DATASET RECORDS:
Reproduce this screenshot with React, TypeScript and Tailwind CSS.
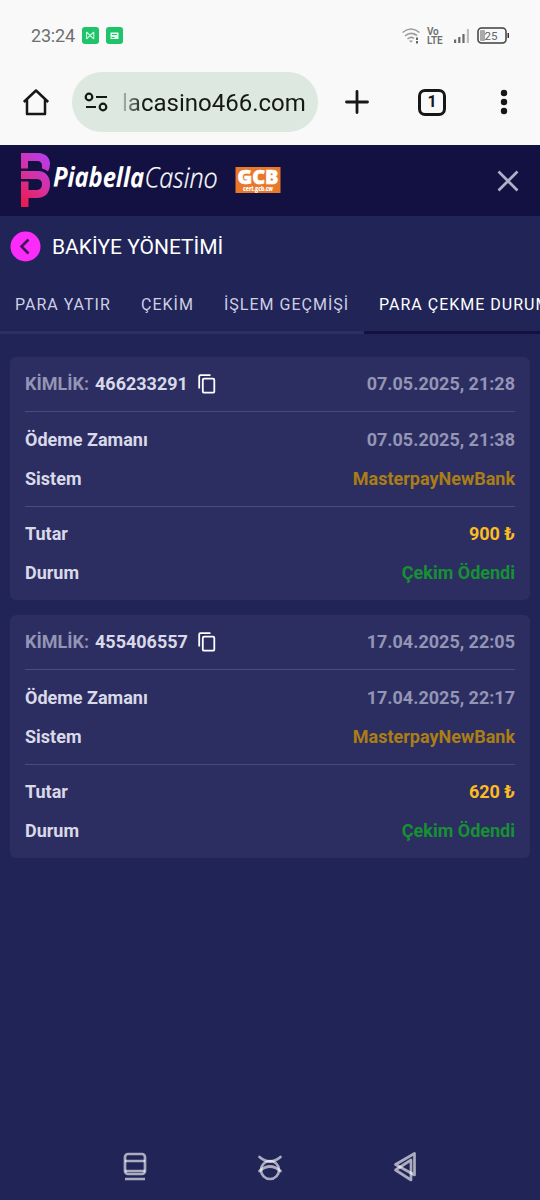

---

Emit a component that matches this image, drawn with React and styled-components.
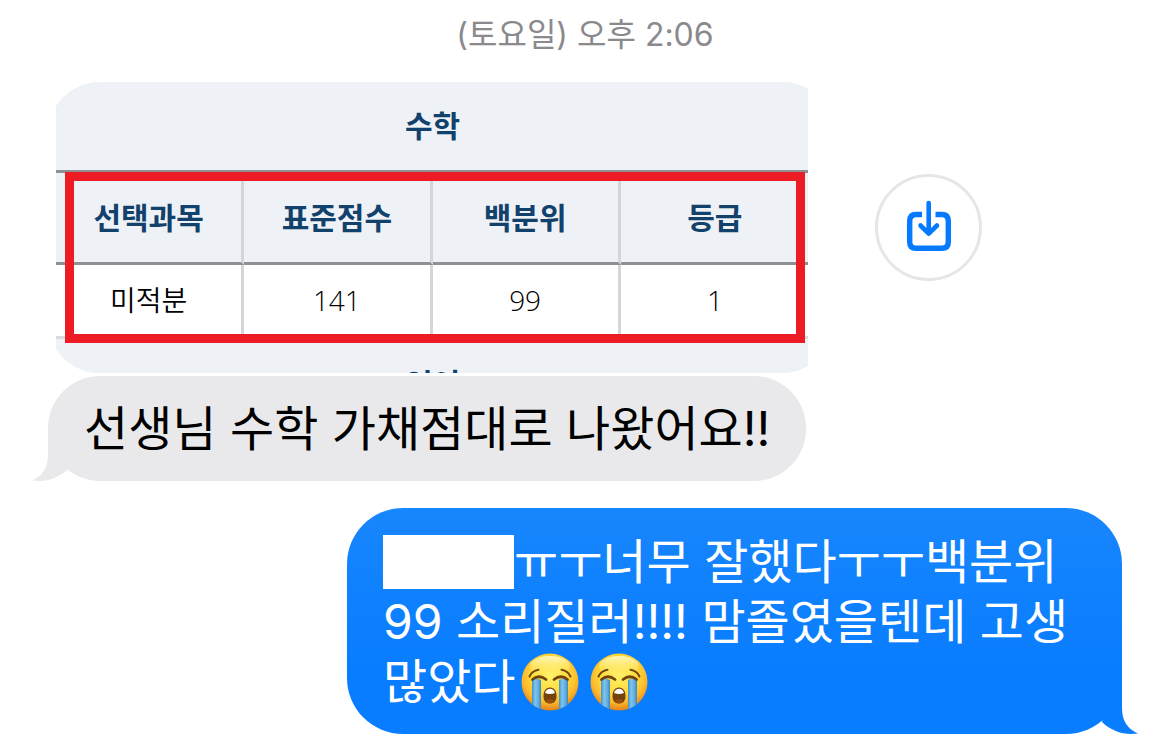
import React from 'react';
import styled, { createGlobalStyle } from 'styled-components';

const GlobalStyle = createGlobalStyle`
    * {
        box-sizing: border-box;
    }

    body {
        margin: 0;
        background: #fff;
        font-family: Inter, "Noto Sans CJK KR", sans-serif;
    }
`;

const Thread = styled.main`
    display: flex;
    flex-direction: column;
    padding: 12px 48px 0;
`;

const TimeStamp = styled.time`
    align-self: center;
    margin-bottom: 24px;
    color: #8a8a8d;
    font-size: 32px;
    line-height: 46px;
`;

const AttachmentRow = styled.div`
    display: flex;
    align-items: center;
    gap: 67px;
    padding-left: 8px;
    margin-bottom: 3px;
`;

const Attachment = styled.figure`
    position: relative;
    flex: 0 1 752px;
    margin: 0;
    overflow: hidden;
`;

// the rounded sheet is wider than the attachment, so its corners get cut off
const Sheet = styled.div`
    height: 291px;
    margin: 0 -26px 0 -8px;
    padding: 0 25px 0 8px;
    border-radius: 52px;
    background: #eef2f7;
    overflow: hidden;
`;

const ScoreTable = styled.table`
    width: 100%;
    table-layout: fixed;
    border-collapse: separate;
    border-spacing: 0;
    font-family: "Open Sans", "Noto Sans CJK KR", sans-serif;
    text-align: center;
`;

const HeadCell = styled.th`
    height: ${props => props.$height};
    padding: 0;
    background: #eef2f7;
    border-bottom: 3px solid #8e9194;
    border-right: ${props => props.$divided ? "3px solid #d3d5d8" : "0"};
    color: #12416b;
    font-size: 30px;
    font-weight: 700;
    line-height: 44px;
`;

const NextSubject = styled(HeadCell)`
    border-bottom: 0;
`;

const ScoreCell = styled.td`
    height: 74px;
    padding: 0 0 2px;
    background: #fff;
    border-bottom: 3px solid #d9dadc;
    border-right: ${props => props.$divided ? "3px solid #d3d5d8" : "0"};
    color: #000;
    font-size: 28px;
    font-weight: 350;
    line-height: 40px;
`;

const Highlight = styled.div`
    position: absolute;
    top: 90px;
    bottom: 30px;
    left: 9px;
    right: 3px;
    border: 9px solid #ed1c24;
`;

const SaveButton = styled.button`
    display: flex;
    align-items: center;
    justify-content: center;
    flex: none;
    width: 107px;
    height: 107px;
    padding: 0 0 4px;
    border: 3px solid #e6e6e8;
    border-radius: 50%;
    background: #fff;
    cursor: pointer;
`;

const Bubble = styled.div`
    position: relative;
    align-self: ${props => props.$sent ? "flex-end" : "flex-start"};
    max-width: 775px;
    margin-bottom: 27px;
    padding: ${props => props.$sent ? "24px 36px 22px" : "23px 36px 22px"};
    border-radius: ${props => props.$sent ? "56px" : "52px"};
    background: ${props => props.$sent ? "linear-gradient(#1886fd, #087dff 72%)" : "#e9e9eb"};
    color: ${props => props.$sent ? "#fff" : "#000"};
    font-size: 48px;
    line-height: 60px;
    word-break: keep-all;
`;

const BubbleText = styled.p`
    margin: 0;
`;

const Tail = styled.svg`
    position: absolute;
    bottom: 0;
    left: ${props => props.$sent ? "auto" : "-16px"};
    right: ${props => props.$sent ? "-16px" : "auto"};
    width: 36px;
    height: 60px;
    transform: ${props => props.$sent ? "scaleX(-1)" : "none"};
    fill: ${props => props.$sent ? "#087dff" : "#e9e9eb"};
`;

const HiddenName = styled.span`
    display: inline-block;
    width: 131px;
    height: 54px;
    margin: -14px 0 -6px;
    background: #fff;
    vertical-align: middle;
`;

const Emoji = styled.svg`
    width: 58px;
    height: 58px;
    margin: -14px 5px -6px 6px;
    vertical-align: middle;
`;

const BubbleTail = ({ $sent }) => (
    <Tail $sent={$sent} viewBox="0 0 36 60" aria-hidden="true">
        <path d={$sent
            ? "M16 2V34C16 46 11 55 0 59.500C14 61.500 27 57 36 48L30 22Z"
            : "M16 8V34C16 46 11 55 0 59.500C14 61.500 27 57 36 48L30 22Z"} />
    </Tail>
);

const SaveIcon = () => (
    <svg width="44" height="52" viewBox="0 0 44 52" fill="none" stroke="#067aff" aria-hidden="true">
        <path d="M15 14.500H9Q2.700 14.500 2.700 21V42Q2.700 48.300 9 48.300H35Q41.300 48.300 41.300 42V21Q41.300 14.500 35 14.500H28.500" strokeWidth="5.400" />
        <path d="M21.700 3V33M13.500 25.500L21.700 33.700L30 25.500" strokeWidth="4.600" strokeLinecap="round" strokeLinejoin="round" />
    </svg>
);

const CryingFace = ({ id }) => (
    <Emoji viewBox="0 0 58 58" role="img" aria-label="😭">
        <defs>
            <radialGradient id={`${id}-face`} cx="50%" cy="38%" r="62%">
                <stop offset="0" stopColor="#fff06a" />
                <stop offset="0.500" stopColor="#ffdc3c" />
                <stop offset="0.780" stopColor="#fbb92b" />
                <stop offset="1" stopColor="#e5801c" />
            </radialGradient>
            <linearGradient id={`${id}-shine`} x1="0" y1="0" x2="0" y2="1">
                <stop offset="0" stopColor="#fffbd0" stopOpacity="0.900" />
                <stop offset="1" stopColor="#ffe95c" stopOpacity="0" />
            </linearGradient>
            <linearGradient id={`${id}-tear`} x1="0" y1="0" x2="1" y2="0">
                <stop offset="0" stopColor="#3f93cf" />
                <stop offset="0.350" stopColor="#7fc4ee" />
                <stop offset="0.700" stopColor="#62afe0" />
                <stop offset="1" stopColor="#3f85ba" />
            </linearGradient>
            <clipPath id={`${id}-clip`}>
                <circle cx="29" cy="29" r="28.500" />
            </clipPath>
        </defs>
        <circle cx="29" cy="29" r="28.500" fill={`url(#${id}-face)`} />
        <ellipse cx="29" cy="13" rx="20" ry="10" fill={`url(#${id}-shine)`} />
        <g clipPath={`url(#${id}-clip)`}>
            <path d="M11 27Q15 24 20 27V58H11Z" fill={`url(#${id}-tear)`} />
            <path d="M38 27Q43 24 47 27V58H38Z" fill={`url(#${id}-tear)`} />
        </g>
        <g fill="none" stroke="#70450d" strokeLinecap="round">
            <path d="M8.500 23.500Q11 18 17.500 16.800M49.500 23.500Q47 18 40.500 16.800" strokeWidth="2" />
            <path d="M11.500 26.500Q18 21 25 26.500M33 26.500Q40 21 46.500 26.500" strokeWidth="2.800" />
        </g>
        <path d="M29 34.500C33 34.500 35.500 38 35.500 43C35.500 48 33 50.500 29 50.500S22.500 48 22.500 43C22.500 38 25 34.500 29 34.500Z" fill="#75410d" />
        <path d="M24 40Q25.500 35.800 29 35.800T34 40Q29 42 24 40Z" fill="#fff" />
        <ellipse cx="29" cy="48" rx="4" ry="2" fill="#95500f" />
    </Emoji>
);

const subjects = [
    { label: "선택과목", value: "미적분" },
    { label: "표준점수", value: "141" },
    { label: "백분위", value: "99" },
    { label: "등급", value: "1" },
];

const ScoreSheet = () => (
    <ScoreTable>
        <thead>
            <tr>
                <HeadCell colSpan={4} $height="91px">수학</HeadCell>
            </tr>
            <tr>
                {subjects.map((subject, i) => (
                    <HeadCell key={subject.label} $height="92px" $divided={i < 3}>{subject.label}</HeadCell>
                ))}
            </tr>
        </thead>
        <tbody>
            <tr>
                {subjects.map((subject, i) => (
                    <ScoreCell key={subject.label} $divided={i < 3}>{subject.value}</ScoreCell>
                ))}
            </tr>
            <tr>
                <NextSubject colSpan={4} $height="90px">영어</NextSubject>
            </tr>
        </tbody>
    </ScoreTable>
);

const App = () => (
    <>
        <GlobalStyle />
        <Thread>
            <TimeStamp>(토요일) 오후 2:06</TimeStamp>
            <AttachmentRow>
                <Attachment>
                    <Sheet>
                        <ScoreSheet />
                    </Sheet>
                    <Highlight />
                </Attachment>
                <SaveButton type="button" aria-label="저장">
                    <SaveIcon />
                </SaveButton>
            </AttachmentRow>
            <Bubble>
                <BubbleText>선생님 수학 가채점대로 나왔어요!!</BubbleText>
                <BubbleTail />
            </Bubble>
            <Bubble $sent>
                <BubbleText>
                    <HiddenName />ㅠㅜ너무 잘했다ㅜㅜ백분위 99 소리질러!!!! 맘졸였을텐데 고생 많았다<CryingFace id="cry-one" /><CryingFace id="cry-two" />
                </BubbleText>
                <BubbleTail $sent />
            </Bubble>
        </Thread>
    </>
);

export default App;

WORK TO BE COMPLETED:
Search the data for the string "components". List each line that has it.

RESULT BELOW:
Emit a component that matches this image, drawn with React and styled-components.
import styled, { createGlobalStyle } from 'styled-components';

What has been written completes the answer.